Short problem: Copy exactly the lines from the start of the material through the line with "string; lv: string;". Pictures stay out of the copy.

Provided records:
BEGIN

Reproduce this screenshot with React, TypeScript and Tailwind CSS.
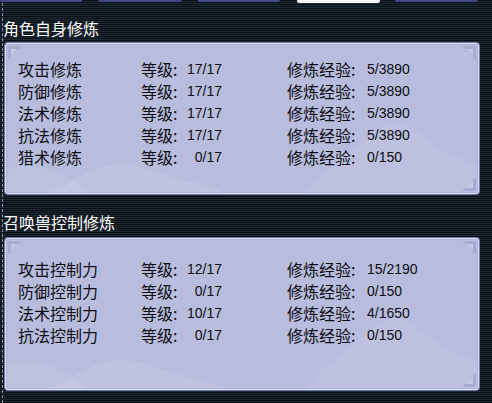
import React from "react";

const FONT = { fontFamily: '"Noto Sans CJK SC", "Liberation Sans", sans-serif' };
const NUM = { fontFamily: '"Liberation Sans", Arial, sans-serif' };

type Row = { name: string; lv: string; exp: string };

const self: Row[] = [
  { name: "攻击修炼", lv: "17/17", exp: "5/3890" },
  { name: "防御修炼", lv: "17/17", exp: "5/3890" },
  { name: "法术修炼", lv: "17/17", exp: "5/3890" },
  { name: "抗法修炼", lv: "17/17", exp: "5/3890" },
  { name: "猎术修炼", lv: "0/17", exp: "0/150" },
];

const pet: Row[] = [
  { name: "攻击控制力", lv: "12/17", exp: "15/2190" },
  { name: "防御控制力", lv: "0/17", exp: "0/150" },
  { name: "法术控制力", lv: "10/17", exp: "4/1650" },
  { name: "抗法控制力", lv: "0/17", exp: "0/150" },
];

function Corner({ className }: { className: string }) {
  return (
    <svg className={"absolute w-[14px] h-[14px] " + className} viewBox="0 0 14 14">
      <path d="M0 0 L14 0 L11 3 L3 3 L3 11 L0 14 Z" fill="#a3a9cf" opacity="0.8" />
      <path d="M3 3 L9 3 L3 9 Z" fill="#c9cdea" opacity="0.7" />
    </svg>
  );
}

function Mist() {
  return (
    <svg className="absolute inset-0 w-full h-full pointer-events-none" viewBox="0 0 474 152" preserveAspectRatio="none">
      <path d="M320 130 C345 110 365 90 385 80 C400 75 420 95 440 110 L474 125 L474 152 L300 152 Z" fill="#ffffff" opacity="0.07" />
      <path d="M60 145 C80 128 110 118 130 124 C150 130 170 138 200 144 L220 152 L40 152 Z" fill="#ffffff" opacity="0.10" />
      <path d="M0 128 C30 120 50 130 70 140 L80 152 L0 152 Z" fill="#ffffff" opacity="0.08" />
    </svg>
  );
}

function Panel({ rows, pt, h }: { rows: Row[]; pt: string; h: string }) {
  return (
    <div
      className={
        "relative ml-[2px] w-[474px] rounded-[3px] border border-[#dde0f4] bg-[#b8bddd] shadow-[0_0_0_1px_#6f78aa,inset_0_0_0_1px_#a9aed4] " +
        pt +
        " " +
        h
      }
    >
      <Mist />
      <Corner className="left-[2px] top-[2px]" />
      <Corner className="right-[2px] top-[2px] -scale-x-100" />
      <Corner className="right-[2px] bottom-[2px] -scale-x-100 -scale-y-100" />
      <div className="relative flex flex-col">
        {rows.map((r) => (
          <div key={r.name} className="flex items-center h-[22px] text-[16px] leading-[22px] text-[#0c0e14]">
            <span className="w-[135px] pl-[12px]">{r.name}</span>
            <span className="w-[40px]">等级:</span>
            <span className="w-[41px] text-right text-[14px]" style={NUM}>
              {r.lv}
            </span>
            <span className="w-[65px]" />
            <span className="w-[80px]">修炼经验:</span>
            <span className="text-[14px]" style={NUM}>
              {r.exp}
            </span>
          </div>
        ))}
      </div>
    </div>
  );
}

export default function App() {
  return (
    <div
      className="w-[492px] h-[403px] overflow-hidden bg-[repeating-linear-gradient(to_bottom,#080e13_0px,#080e13_1px,#1e2c38_1px,#1e2c38_2px)]"
      style={FONT}
    >
      <div className="flex h-[3px]">
        <div className="w-[82px] h-[2px] rounded-b-[2px] bg-[#414c86]" />
        <div className="ml-[16px] w-[84px] h-[2px] rounded-b-[2px] bg-[#414c86]" />
        <div className="ml-[16px] w-[82px] h-[2px] rounded-b-[2px] bg-[#414c86]" />
        <div className="ml-[17px] w-[83px] h-[3px] rounded-b-[2px] bg-[#f4f5fa]" />
        <div className="ml-[15px] w-[83px] h-[2px] rounded-b-[2px] bg-[#414c86]" />
      </div>
      <div className="ml-[2px] border-l border-dashed border-[#8c93a8] h-[400px]">
        <div className="pt-[14px] h-[40px] text-[16px] leading-[22px] text-white">角色自身修炼</div>
        <Panel rows={self} pt="pt-[14px]" h="h-[151px]" />
        <div className="pt-[17px] h-[44px] text-[16px] leading-[22px] text-white">召唤兽控制修炼</div>
        <Panel rows={pet} pt="pt-[19px]" h="h-[152px]" />
      </div>
    </div>
  );
}
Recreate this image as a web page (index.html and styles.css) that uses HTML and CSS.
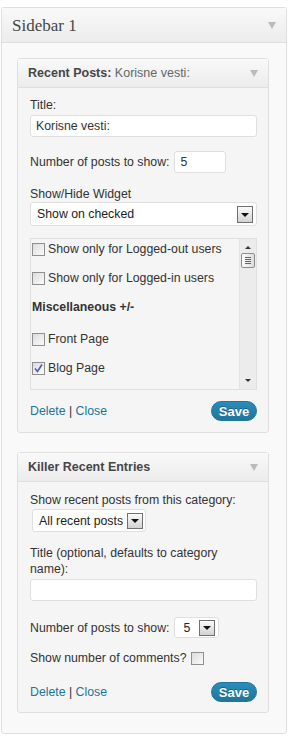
FILE: index.html
```html
<!DOCTYPE html>
<html lang="en">
<head>
  <meta charset="UTF-8">
  <title>Sidebar 1</title>
  <link rel="stylesheet" href="styles.css">
</head>
<body>

<div class="sidebar">
  <div class="sidebar-head">
    <h3>Sidebar 1</h3>
    <span class="toggle"></span>
  </div>

  <div class="sidebar-body">

    <!-- widget: recent posts -->
    <div class="widget">
      <div class="widget-head">
        <h4>Recent Posts: <span class="in-title">Korisne vesti:</span></h4>
        <span class="toggle"></span>
      </div>
      <div class="widget-body">
        <label class="lbl">Title:</label>
        <div class="text-input">Korisne vesti:</div>

        <div class="row row-num">
          <span>Number of posts to show:</span>
          <div class="text-input small">5</div>
        </div>

        <label class="lbl lbl-show">Show/Hide Widget</label>
        <div class="select wide">
          <span>Show on checked</span>
          <span class="arrow-box"></span>
        </div>

        <div class="scroll-box">
          <div class="scroll-list">
            <div class="check-row"><span class="check"></span>Show only for Logged-out users</div>
            <div class="check-row"><span class="check"></span>Show only for Logged-in users</div>
            <div class="check-row group">Miscellaneous +/-</div>
            <div class="check-row"><span class="check"></span>Front Page</div>
            <div class="check-row"><span class="check checked"><svg width="11" height="11" viewBox="0 0 11 11"><path d="M2 5.5 L4.5 8.5 L9 1.5" fill="none" stroke="#4a5ea8" stroke-width="1.6"/></svg></span>Blog Page</div>
          </div>
          <div class="scrollbar">
            <span class="sb-up"></span>
            <span class="sb-thumb"><i></i><i></i><i></i><i></i></span>
            <span class="sb-down"></span>
          </div>
        </div>

        <div class="widget-foot">
          <span><a href="#">Delete</a> | <a href="#">Close</a></span>
          <button class="btn-save">Save</button>
        </div>
      </div>
    </div>

    <!-- widget: killer recent entries -->
    <div class="widget">
      <div class="widget-head">
        <h4>Killer Recent Entries</h4>
        <span class="toggle"></span>
      </div>
      <div class="widget-body">
        <label class="lbl">Show recent posts from this category:</label>
        <div class="select cat">
          <span>All recent posts</span>
          <span class="arrow-box"></span>
        </div>

        <label class="lbl lbl-title2">Title (optional, defaults to category name):</label>
        <div class="text-input"></div>

        <div class="row row-num2">
          <span>Number of posts to show:</span>
          <div class="select num">
            <span>5</span>
            <span class="arrow-box"></span>
          </div>
        </div>

        <div class="row row-comments">
          <span>Show number of comments?</span>
          <span class="check"></span>
        </div>

        <div class="widget-foot foot2">
          <span><a href="#">Delete</a> | <a href="#">Close</a></span>
          <button class="btn-save">Save</button>
        </div>
      </div>
    </div>

  </div>
</div>

</body>
</html>
```

FILE: styles.css
```css
body {
  margin: 0;
  background: #fff;
  font-family: "Liberation Sans", Arial, sans-serif;
  font-size: 12.3px;
  line-height: 16px;
  color: #333;
}

.sidebar {
  width: 286px;
  box-sizing: border-box;
  margin: 7px 0 0 1px;
  border: 1px solid #dfdfdf;
  border-radius: 3px;
  background: #f9f9f9;
}
.sidebar-head {
  display: flex;
  align-items: center;
  justify-content: space-between;
  height: 34px;
  padding: 0 10px 0 10px;
  border-bottom: 1px solid #dfdfdf;
  background: linear-gradient(#f9f9f9, #ececec);
}
.sidebar-head h3 {
  margin: 0;
  font-family: "Liberation Serif", Georgia, serif;
  font-weight: normal;
  font-size: 17px;
  color: #464646;
  padding-top: 2px;
}
.toggle {
  width: 0;
  height: 0;
  border-left: 4px solid transparent;
  border-right: 4px solid transparent;
  border-top: 7px solid #bbb;
}
.sidebar-body {
  padding: 15px 17px 20px 15px;
}

.widget {
  border: 1px solid #dfdfdf;
  border-radius: 3px;
  background: #f5f5f5;
  margin-bottom: 19px;
}
.widget:last-child { margin-bottom: 0; }
.widget-head {
  display: flex;
  align-items: center;
  justify-content: space-between;
  height: 28px;
  padding: 0 10px 0 10px;
  border-bottom: 1px solid #dfdfdf;
  background: linear-gradient(#f9f9f9, #ececec);
}
.widget-head h4 {
  margin: 0;
  font-size: 12.5px;
  font-weight: bold;
  color: #464646;
}
.widget-head .in-title {
  font-weight: normal;
  color: #666;
}
.widget-body {
  padding: 9px 11px 11px 12px;
}

.lbl { display: block; }
.text-input {
  box-sizing: border-box;
  height: 22px;
  margin-top: 2px;
  padding: 2px 5px;
  background: #fff;
  border: 1px solid #dfdfdf;
  border-radius: 3px;
  color: #333;
}
.text-input.small {
  width: 52px;
  margin: 0 0 0 5px;
}

.row {
  display: flex;
  align-items: center;
}
.row-num { margin-top: 14px; height: 22px; }
.lbl-show { margin-top: 13px; }

.select {
  box-sizing: border-box;
  display: flex;
  align-items: center;
  justify-content: space-between;
  background: #fff;
  border: 1px solid #dfdfdf;
  border-radius: 3px;
  padding: 0 3px 0 6px;
  color: #222;
  white-space: nowrap;
}
.select.wide { height: 24px; }
.select.cat {
  width: 114px;
  height: 23px;
  margin: 1px 0 0 2px;
  padding-right: 2px;
}
.select.num {
  width: 45px;
  height: 21px;
  margin-left: 5px;
  padding-left: 8px;
}
.arrow-box {
  box-sizing: border-box;
  width: 16px;
  height: 17px;
  border: 1px solid #707070;
  background: linear-gradient(#fafafa, #d2d2d2);
  display: flex;
  align-items: center;
  justify-content: center;
}
.arrow-box::after {
  content: "";
  border-left: 4px solid transparent;
  border-right: 4px solid transparent;
  border-top: 4px solid #111;
  margin-top: 1px;
}
.select.cat .arrow-box, .select.num .arrow-box { height: 16px; }

.scroll-box {
  display: flex;
  height: 152px;
  box-sizing: border-box;
  margin-top: 12px;
  border: 1px solid #dfdfdf;
  background: #f5f5f5;
  overflow: hidden;
}
.scroll-list {
  flex: 1;
  padding: 0 0 0 1px;
}
.check-row {
  display: flex;
  align-items: center;
  height: 20px;
  margin-bottom: 9px;
}
.check-row.group {
  font-weight: bold;
  margin-top: 2px;
  margin-bottom: 12px;
}
.check {
  box-sizing: border-box;
  width: 13px;
  height: 13px;
  margin-right: 3px;
  border: 1px solid #8f8f8f;
  background: linear-gradient(135deg, #dcdcdc, #fbfbfb);
  display: flex;
  align-items: center;
  justify-content: center;
}
.check svg { display: block; }

.scrollbar {
  width: 16px;
  border-left: 1px solid #e4e4e4;
  background: #ececec;
  display: flex;
  flex-direction: column;
  align-items: center;
}
.sb-up, .sb-down {
  width: 0;
  height: 0;
  border-left: 3px solid transparent;
  border-right: 3px solid transparent;
}
.sb-up {
  border-bottom: 3px solid #333;
  margin-top: 7px;
}
.sb-down {
  border-top: 3px solid #333;
  margin-top: auto;
  margin-bottom: 7px;
}
.sb-thumb {
  box-sizing: border-box;
  width: 14px;
  height: 15px;
  margin-top: 4px;
  border: 1px solid #8c8c8c;
  border-radius: 2px;
  background: linear-gradient(90deg, #fafafa, #dedede);
  display: flex;
  flex-direction: column;
  justify-content: center;
  align-items: center;
  gap: 1px;
}
.sb-thumb i {
  display: block;
  width: 6px;
  height: 1px;
  background: #666;
}

.widget-foot {
  display: flex;
  align-items: center;
  justify-content: space-between;
  margin-top: 11px;
  height: 20px;
}
.widget-foot a {
  color: #21759b;
  text-decoration: none;
}
.btn-save {
  width: 46px;
  height: 20px;
  padding: 0;
  border: 1px solid #21759b;
  border-radius: 11px;
  background: linear-gradient(#2a8cbb, #21759b);
  color: #fff;
  font-family: "Liberation Sans", Arial, sans-serif;
  font-size: 13px;
  font-weight: bold;
  text-shadow: 0 -1px 0 rgba(0,0,0,0.3);
}

.lbl-title2 { margin-top: 13px; }
.row-num2 { margin-top: 16px; height: 21px; }
.row-comments { margin-top: 12px; }
.row-comments .check { margin-left: 4px; }
.foot2 { margin-top: 16px; }
.widget:last-child .widget-body { padding-bottom: 10px; padding-top: 10px; }
```
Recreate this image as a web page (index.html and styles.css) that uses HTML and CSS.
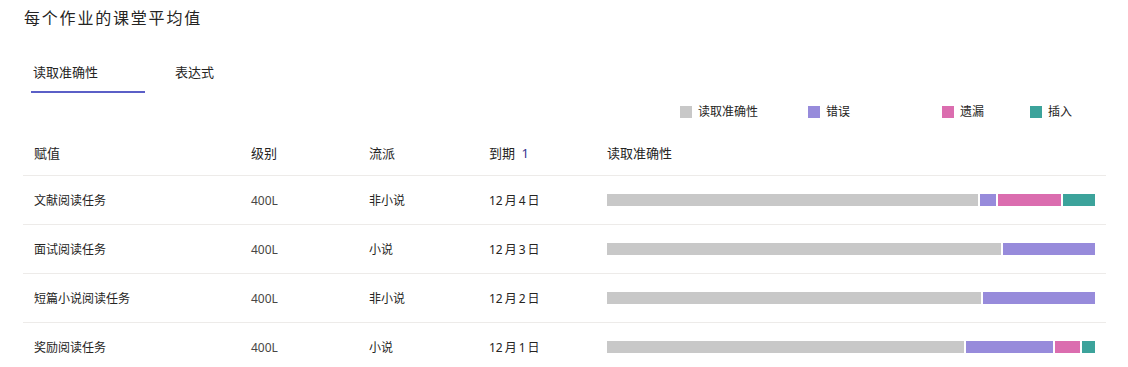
FILE: index.html
```html
<!DOCTYPE html>
<html>
<head>
  <link rel="stylesheet" href="styles.css">
</head>
<body>
  <div class="report">
    <h1 class="title">每个作业的课堂平均值</h1>

    <div class="tabs">
      <div class="tab active">读取准确性</div>
      <div class="tab">表达式</div>
    </div>

    <div class="legend">
      <div class="legend-item"><span class="swatch accuracy"></span>读取准确性</div>
      <div class="legend-item"><span class="swatch error"></span>错误</div>
      <div class="legend-item"><span class="swatch omit"></span>遗漏</div>
      <div class="legend-item"><span class="swatch insert"></span>插入</div>
    </div>

    <div class="table">
      <div class="row head">
        <div>赋值</div>
        <div>级别</div>
        <div>流派</div>
        <div>到期 <span class="sort">1</span></div>
        <div>读取准确性</div>
      </div>

      <div class="row">
        <div>文献阅读任务</div>
        <div class="level">400L</div>
        <div>非小说</div>
        <div>12&thinsp;月&thinsp;4&thinsp;日</div>
        <div class="bar">
          <span class="seg accuracy" style="width: 371px"></span>
          <span class="seg error" style="width: 16px"></span>
          <span class="seg omit" style="width: 63px"></span>
          <span class="seg insert" style="width: 32px"></span>
        </div>
      </div>

      <div class="row">
        <div>面试阅读任务</div>
        <div class="level">400L</div>
        <div>小说</div>
        <div>12&thinsp;月&thinsp;3&thinsp;日</div>
        <div class="bar">
          <span class="seg accuracy" style="width: 394px"></span>
          <span class="seg error" style="width: 92px"></span>
        </div>
      </div>

      <div class="row">
        <div>短篇小说阅读任务</div>
        <div class="level">400L</div>
        <div>非小说</div>
        <div>12&thinsp;月&thinsp;2&thinsp;日</div>
        <div class="bar">
          <span class="seg accuracy" style="width: 374px"></span>
          <span class="seg error" style="width: 112px"></span>
        </div>
      </div>

      <div class="row">
        <div>奖励阅读任务</div>
        <div class="level">400L</div>
        <div>小说</div>
        <div>12&thinsp;月&thinsp;1&thinsp;日</div>
        <div class="bar">
          <span class="seg accuracy" style="width: 357px"></span>
          <span class="seg error" style="width: 87px"></span>
          <span class="seg omit" style="width: 25px"></span>
          <span class="seg insert" style="width: 13px"></span>
        </div>
      </div>
    </div>
  </div>
</body>
</html>
```

FILE: styles.css
```css
body {
  margin: 0;
  background: white;
  color: #252423;
  font-family: "Noto Sans", "Noto Sans CJK SC", sans-serif;
}

.report {
  padding-left: 24px;
  width: 1082px;
}

.title {
  margin: 0;
  padding-top: 8px;
  font-size: 16px;
  font-weight: normal;
  line-height: 20px;
  letter-spacing: 1.8px;
}

.tabs {
  display: flex;
  margin: 34px 0 0 7px;
}

.tab {
  font-size: 13px;
  line-height: 20px;
  padding: 0 0 9px 2px;
  border-bottom: 2px solid transparent;
}

.tab.active {
  width: 112px;
  border-bottom-color: #5b5fc7;
  margin-right: 28px;
}

.legend {
  display: grid;
  grid-template-columns: 128px 134px 88px auto;
  margin: 11px 0 0 656px;
  font-size: 12px;
  line-height: 16px;
}

.legend-item {
  display: flex;
  align-items: center;
}

.swatch {
  width: 12px;
  height: 12px;
  margin-right: 6px;
}

.accuracy { background: #c8c8c8; }
.error { background: #978bdb; }
.omit { background: #db6daf; }
.insert { background: #3ca39b; }

.table {
  margin-left: -1px;
  margin-top: 23px;
}

.row {
  display: grid;
  grid-template-columns: 217px 118px 120px 118px 488px;
  align-items: center;
  padding: 0 11px;
  height: 48px;
  border-bottom: 1px solid #edebe9;
  font-size: 12px;
}

.row.head {
  height: 32px;
  align-items: start;
  font-size: 13px;
  line-height: 20px;
}

.sort {
  color: #33358f;
  margin-left: 3px;
}

.level {
  color: #484644;
}

.bar {
  display: flex;
  gap: 2px;
  height: 12px;
}

.seg {
  display: block;
  height: 12px;
}
```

END

Output below:
Reproduce this screenshot with React, TypeScript and Tailwind CSS.
import React from "react";

const FONT = { fontFamily: '"Noto Sans CJK SC", "Liberation Sans", sans-serif' };
const NUM = { fontFamily: '"Liberation Sans", Arial, sans-serif' };

type Row = { name: string; lv: string; exp: string };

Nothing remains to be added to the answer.